As an artist, the challenges Lee faces are typical of anyone who works 100 per cent as an artist or creative person, she said.
“Cash flow! Every year sees a different slate of opportunities, and I need to negotiate fair pay, and later, follow up to ensure that I get paid. I have experienced the entire range of work, from unpaid and fighting for the minimum amount of respect, to being hosted generously and appropriately because my hosts know it is not easy to travel around the world. A well-cared-for artist and teacher can be at their best for new audiences to learn the most.
“A common challenge related to financial concerns is that strangers think that I have lots of time to help them but forget that I need to be compensated for my time. No one walks into a doctor's or lawyer's office and demands to be seen and advised without paying, but somehow, we think very differently of artists and teachers. However, I am grateful to have this career that I built myself, and I am grateful that every day brings new experiences, adventures, people to meet, and new places to learn about.”
Aimee Lee’s exhibition in Abu Dhabi
Lee’s exhibition in the UAE will run till January 11, 2024, at the Korean Cultural Center, Yas Creative Hub, in Abu Dhabi.

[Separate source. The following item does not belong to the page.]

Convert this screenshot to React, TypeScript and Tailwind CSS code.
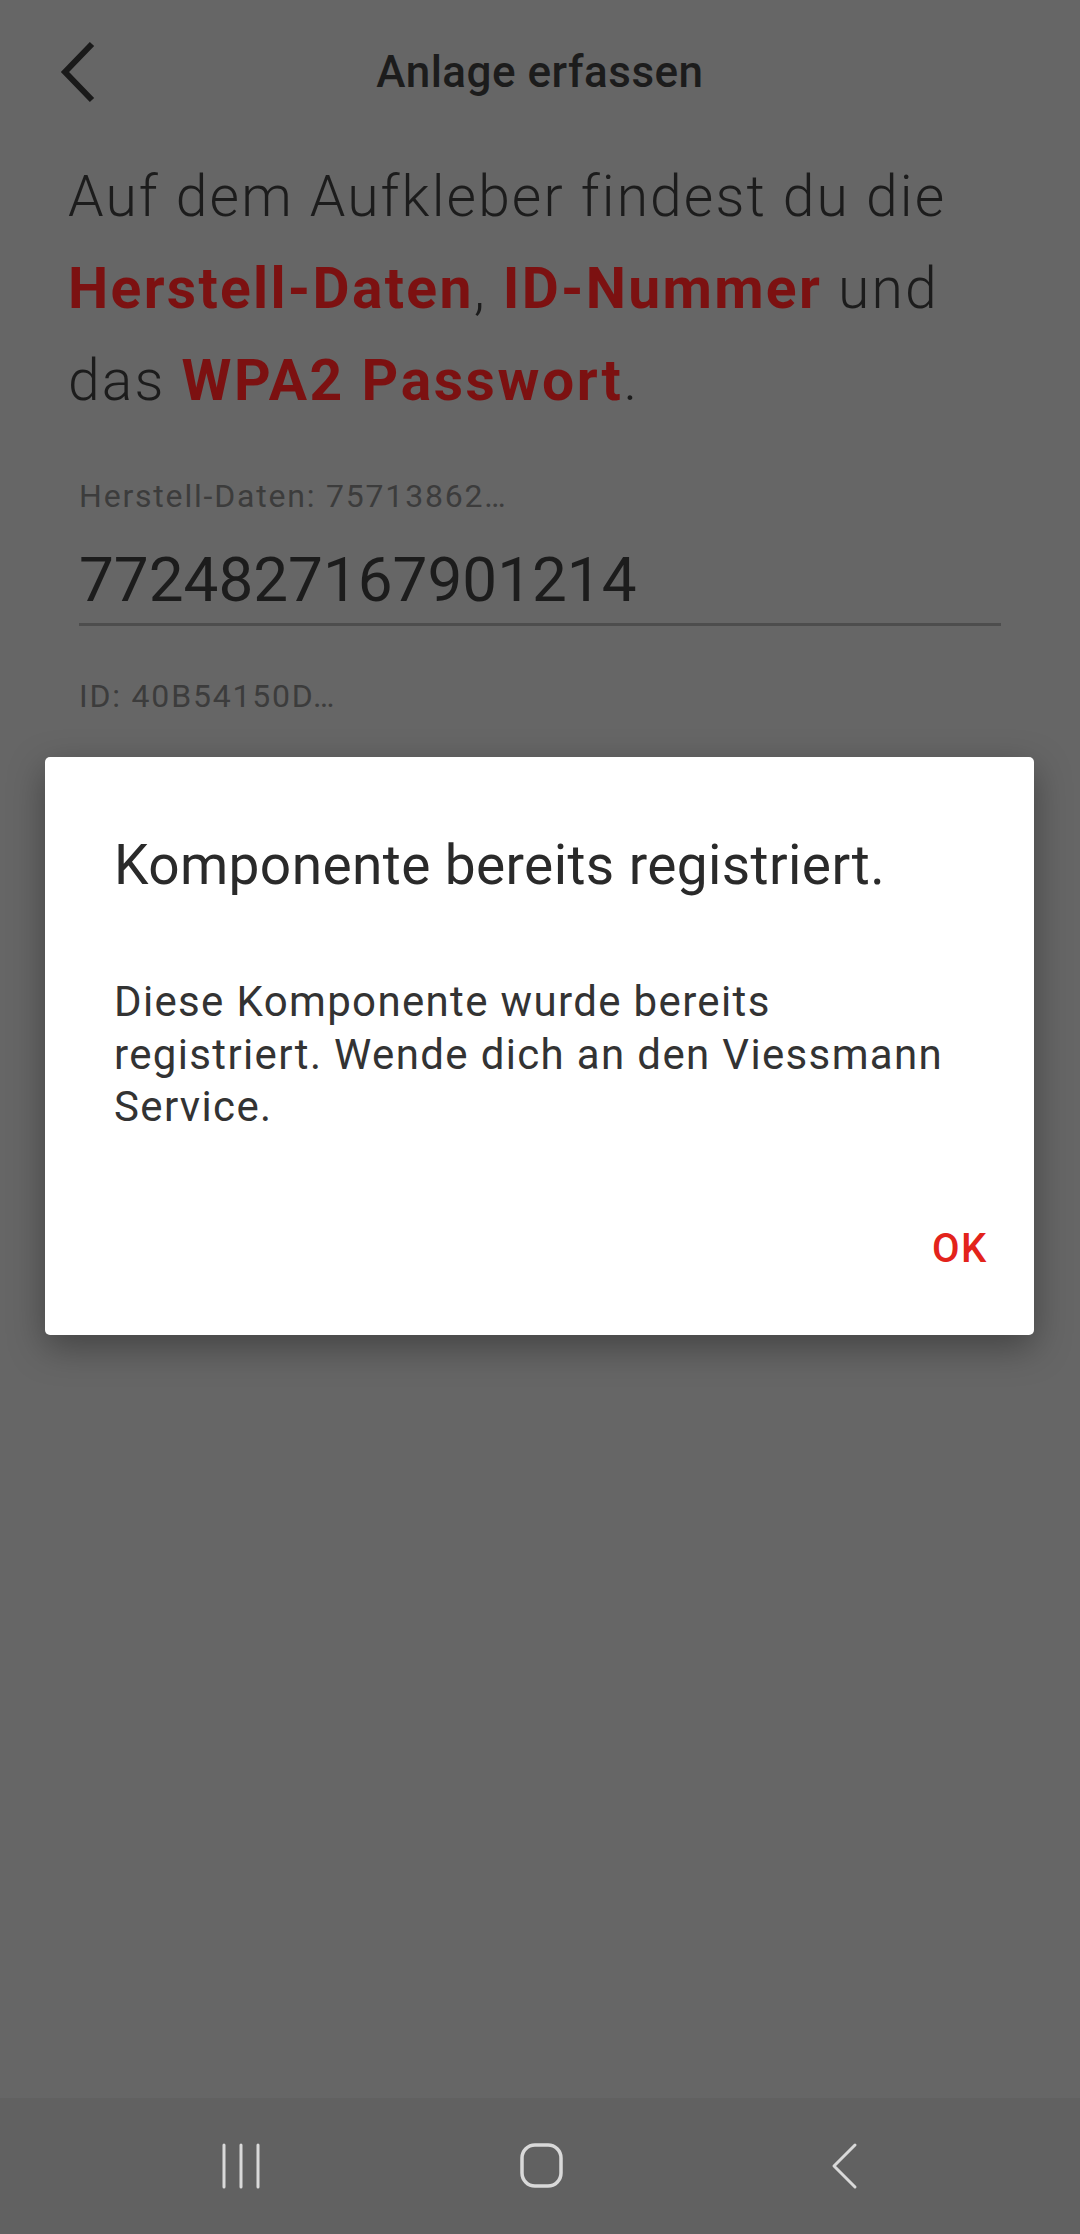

“Visitors will see a range of different Hanji artwork, woven like baskets in the Jiseung tradition (Korean art of weaving paper), or sewn into art garments, all hand-dyed or printed for color, texture, and pattern. I have also provided three videos on Hanji and Jiseung techniques that visitors can watch for more details on the process.”
For the curious, Lee has a special section on the front stage of samples that people can touch and handle, since they are not allowed to touch the displayed art.
“Those include the three books I have written about Hanji, milkweed papermaking, and Jiseung. There are also samples of the different stages of paper mulberry bark, bark to make lace and print it, and Hanji cut into strips for cords to make Jiseung. I hope they can get a bigger picture of all that Hanji can be and do and be inspired to think differently about the paper in the future,” Aimee Lee added.